The Alphaiq platform is built specifically for Australian self-directed investors who want to model their financial position across investments, superannuation, and property in one place. You can run scenario simulations to see how different asset allocations perform under varying market conditions, and stress-test your portfolio against your actual financial capacity. For investors factoring debt into their risk capacity, the debt recycling calculator helps you understand how to convert non-deductible debt into investment capacity. If your super balance is part of your risk equation, the retirement projection tool shows you how different contribution and investment strategies interact with your timeline and goals. Risk assessment becomes far more useful when it is grounded in your real numbers.

FAQ

What is investment risk assessment?

Investment risk assessment is the process of identifying and evaluating financial risks relative to your goals, time horizon, financial capacity, and emotional comfort with volatility. It helps you determine which investments are genuinely suitable for your situation.

How often should I reassess my investment risk profile?
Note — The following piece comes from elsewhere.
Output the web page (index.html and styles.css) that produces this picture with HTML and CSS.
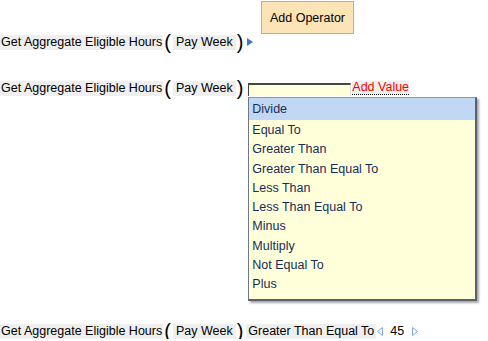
FILE: index.html
```html
<!DOCTYPE html>
<html lang="en">
<head>
    <meta charset="UTF-8">
    <title>Expression Builder</title>
    <link rel="stylesheet" href="styles.css">
</head>
<body>
    <div class="toolbar">
        <button class="add-operator">Add Operator</button>
    </div>

    <div class="expr expr-first">
        <span class="func">Get Aggregate Eligible Hours</span><span class="paren">(</span><span class="arg">Pay Week</span><span class="paren">)</span>
        <svg class="expand" width="6" height="8" viewBox="0 0 6 8"><polygon points="0,0 6,4 0,8" fill="#3f77c0"/></svg>
    </div>

    <div class="expr expr-edit">
        <span class="func">Get Aggregate Eligible Hours</span><span class="paren">(</span><span class="arg">Pay Week</span><span class="paren">)</span>
        <div class="picker">
            <div class="picker-input"></div>
            <!-- operator menu -->
            <ul class="operator-list">
                <li class="selected">Divide</li>
                <li>Equal To</li>
                <li>Greater Than</li>
                <li>Greater Than Equal To</li>
                <li>Less Than</li>
                <li>Less Than Equal To</li>
                <li>Minus</li>
                <li>Multiply</li>
                <li>Not Equal To</li>
                <li>Plus</li>
            </ul>
        </div>
        <span class="add-value">Add Value</span>
    </div>

    <div class="expr expr-done">
        <span class="func">Get Aggregate Eligible Hours</span><span class="paren">(</span><span class="arg">Pay Week</span><span class="paren">)</span><span class="arg op">Greater Than Equal To</span>
        <svg class="step" width="6" height="9" viewBox="0 0 6 9"><polygon points="5.5,0.5 5.5,8.5 0.5,4.5" fill="none" stroke="#7fa6d8"/></svg>
        <span class="value">45</span>
        <svg class="step step-right" width="6" height="9" viewBox="0 0 6 9"><polygon points="0.5,0.5 0.5,8.5 5.5,4.5" fill="none" stroke="#7fa6d8"/></svg>
    </div>
</body>
</html>
```

FILE: styles.css
```css
body {
    margin: 0;
    font-family: "Liberation Sans", Arial, sans-serif;
    font-size: 12.5px;
    color: #000;
    background: #fff;
}
.toolbar {
    height: 34px;
    padding-left: 261px;
    padding-top: 1px;
    box-sizing: border-box;
}
.add-operator {
    display: block;
    width: 93px;
    height: 33px;
    margin: 0;
    padding: 0;
    font: inherit;
    color: #000;
    background: #fde4b6;
    border: 1px solid #e8a64e;
}
.expr {
    display: flex;
    align-items: center;
    height: 16px;
    white-space: nowrap;
}
.expr-edit {
    margin-top: 30px;
}
.expr-done {
    margin-top: 227px;
}
.func {
    background: #efefef;
    padding: 0 1px 0 1px;
    line-height: 15px;
}
.paren {
    font-size: 20px;
    line-height: 16px;
    margin: 0 1px;
}
.arg {
    background: #efefef;
    padding: 0 3px;
    margin-left: 1px;
    line-height: 15px;
}
.arg.op {
    margin-left: 2px;
    padding: 0 2px;
}
.expand {
    margin-left: 3px;
}
.picker {
    position: relative;
    margin-left: 4px;
    align-self: flex-end;
}
.picker-input {
    width: 101px;
    height: 11px;
    background: #ffffdc;
    border-top: 2px solid #454545;
    border-left: 1px solid #454545;
    border-right: 1px solid #ddd;
}
.operator-list {
    position: absolute;
    left: 0;
    top: 14px;
    width: 226px;
    margin: 0;
    padding: 0 0 5px 0;
    list-style: none;
    background: #ffffda;
    border-top: 1px solid #8b99ad;
    border-left: 1px solid #6e7888;
    border-right: 2px solid #5a6070;
    border-bottom: 2px solid #5a6070;
    box-shadow: 2px 2px 2px rgba(0, 0, 0, 0.35);
    z-index: 2;
}
.operator-list li {
    color: #162c5c;
    padding-left: 3px;
    line-height: 19.25px;
}
.operator-list li.selected {
    background: #c1d8f4;
    line-height: 22px;
    margin-bottom: 1px;
}
.add-value {
    color: #ff0000;
    background: #efefef;
    border-bottom: 1px dotted #000;
    line-height: 13px;
    margin-left: 1px;
}
.step {
    margin-left: 1px;
}
.value {
    margin-left: 7px;
}
.step-right {
    margin-left: 8px;
}
```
Annual full assessments are recommended as a standard baseline, with quarterly reviews during volatile markets. You should also reassess after major life events such as a change in income, significant debt changes, or approaching retirement.

What is the difference between risk tolerance and risk capacity?

Risk tolerance is your emotional comfort with investment volatility, while risk capacity is your objective financial ability to absorb losses without harming your financial security. Both must be measured and aligned for a suitable investment strategy.

Can I trust a risk questionnaire to give an accurate profile?

Questionnaires provide a useful starting point but cannot guarantee that your stated tolerance matches your actual behaviour. Most investors overestimate their tolerance during strong market conditions, so questionnaire results should be cross-checked against your real financial position and past responses to market downturns.

Why does my risk profile change over time?

Your risk capacity shifts with life events such as job changes, debt levels, family circumstances, and proximity to retirement, even if your emotional tolerance for volatility stays broadly similar. Treating risk assessment as a recurring process rather than a one-off task keeps your portfolio genuinely suited to where you are now.